Anyway good to have it in there. I had ruled out ever, ever getting a hardware modular because of the cost. I’d need to buy so many modules to create what I can do here so it would be a disappointment. But if there were modules like this with so much scope for variety I’d be forced to rethink that. A sequencer, one of those macro oscillators plus a filter like this (plus some bits and bobs) - could do a lot with that.

Those are some good questions. First the easy one – why is “phaser” one of the filter choices. It’s because the analog filters I …. “was inspired by” had one. It seemed slightly useful so I put it in with the others.

@pyer is correct about phase shifters vs flangers. Flanging is the delay based one, originally named because you pushed on the tape reel flange to slow down the tape. Phasers were born as guitar pedals – I forget which was the first. Phasers have a series of sweepable allpass filters, often four but almost always between two and six. The signal gets run through that allpass VCF, and then added or subtracted from the un-filtered signal. The allpass filters cause a phase shift (small delay that varies with frequency and CV), mixing the phase shifted with the straight causes a notch filter for every allpass filter, so a series of two to six notches.

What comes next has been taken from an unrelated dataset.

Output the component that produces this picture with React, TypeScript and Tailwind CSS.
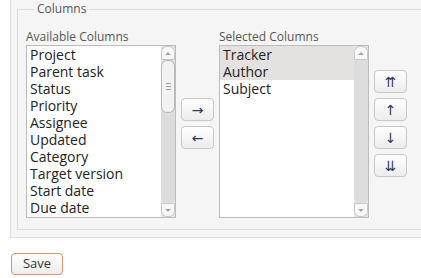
const available = [
  "Project",
  "Parent task",
  "Status",
  "Priority",
  "Assignee",
  "Updated",
  "Category",
  "Target version",
  "Start date",
  "Due date",
];

const selected = ["Tracker", "Author", "Subject"];

const ScrollBar = ({ thumb }: { thumb: boolean }) => (
  <div className="flex w-[14px] flex-col bg-[#e4e4e4]">
    <div className="flex h-[14px] items-center justify-center rounded-t-[6px] border border-[#c9c9c9] bg-[#f7f7f7]">
      <div className="h-0 w-0 border-x-[3px] border-b-[3px] border-x-transparent border-b-[#a8a8a8]" />
    </div>
    <div className="flex-1 rounded-b-[6px] bg-[#dcdcdc]">
      {thumb && (
        <div className="flex h-[53px] flex-col items-center justify-center gap-[2px] rounded-[6px] border border-[#b9b9b9] bg-[#f2f2f2]">
          <div className="h-px w-[5px] bg-[#a0a0a0]" />
          <div className="h-px w-[5px] bg-[#a0a0a0]" />
          <div className="h-px w-[5px] bg-[#a0a0a0]" />
        </div>
      )}
    </div>
    <div className="flex h-[14px] items-center justify-center rounded-b-[6px] border border-[#c9c9c9] bg-[#f7f7f7]">
      <div className="h-0 w-0 border-x-[3px] border-t-[3px] border-x-transparent border-t-[#a8a8a8]" />
    </div>
  </div>
);

const ListBox = ({
  label,
  items,
  highlighted = [],
  thumb,
}: {
  label: string;
  items: string[];
  highlighted?: string[];
  thumb: boolean;
}) => (
  <div className="flex w-[150px] flex-col">
    <div className="h-[16px] text-[12px] leading-[16px] text-[#555]">{label}</div>
    <div className="flex h-[173px] border border-[#bcbcbc] bg-white">
      <div className="flex-1 overflow-hidden">
        {items.map((item) => (
          <div
            key={item}
            className={`h-[17px] pl-[3px] text-[14px] leading-[17px] text-[#222] ${
              highlighted.includes(item) ? "bg-[#e3e2e0]" : ""
            }`}
          >
            {item}
          </div>
        ))}
      </div>
      <ScrollBar thumb={thumb} />
    </div>
  </div>
);

const ArrowButton = ({ glyph }: { glyph: string }) => (
  <button className="flex h-[23px] w-[33px] items-center justify-center rounded-[4px] border border-[#c8c8c8] bg-gradient-to-b from-white to-[#ececec] font-['DejaVu_Sans',sans-serif] text-[14px] leading-none text-[#2d3a57]">
    {glyph}
  </button>
);

const App = () => {
  return (
    <div className="h-[278px] w-[421px] overflow-hidden bg-white font-['Open_Sans',sans-serif]">
      <div className="ml-[10px] h-[238px] border-b border-l border-[#e0e0e0] bg-[#f5f5f5] pl-[6px] pt-[1px]">
        <fieldset className="h-[229px] border border-r-0 border-[#dcdcdc] pl-[8px]">
          <legend className="ml-[8px] px-[3px] text-[12px] leading-[16px] text-[#555]">Columns</legend>
          <div className="mt-[12px] flex items-center gap-[5px]">
            <ListBox label="Available Columns" items={available} thumb />
            <div className="flex flex-col gap-[5px]">
              <ArrowButton glyph="→" />
              <ArrowButton glyph="←" />
            </div>
            <ListBox label="Selected Columns" items={selected} highlighted={["Tracker", "Author"]} thumb={false} />
            <div className="flex flex-col gap-[5px]">
              <ArrowButton glyph="⇈" />
              <ArrowButton glyph="↑" />
              <ArrowButton glyph="↓" />
              <ArrowButton glyph="⇊" />
            </div>
          </div>
        </fieldset>
      </div>
      <div className="pl-[11px] pt-[12px]">
        <button className="h-[22px] w-[52px] rounded-[4px] border border-[#e5906c] bg-gradient-to-b from-white to-[#ededed] text-[13px] leading-none text-[#333]">
          Save
        </button>
      </div>
    </div>
  );
};

export default App;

So both flanging and phasing are in effect sweeping comb filters, but they do sound quite different. Phasing is more subtle and more “liquid” sounding. Flanging is harsher. I expect the difference it in the number and spacing of the notches.

I’ve just tried the phaser setting and I can’t get it to “swoosh”. I don’t need technical details, though I do appreciate the exchange of knowledge, I just need to know where to set the knob to make it “swoosh”. Like a phase 90 or a Mutron.

I don’t know! my guess is that you would need to mix it equally with some unfiltered signal. I’ll try to experiment sometime. There are, of course, proper phaser effects from others. The Frozen Wasteland one looks pretty versatile, and the Nysthi and Surge ones are probably really good.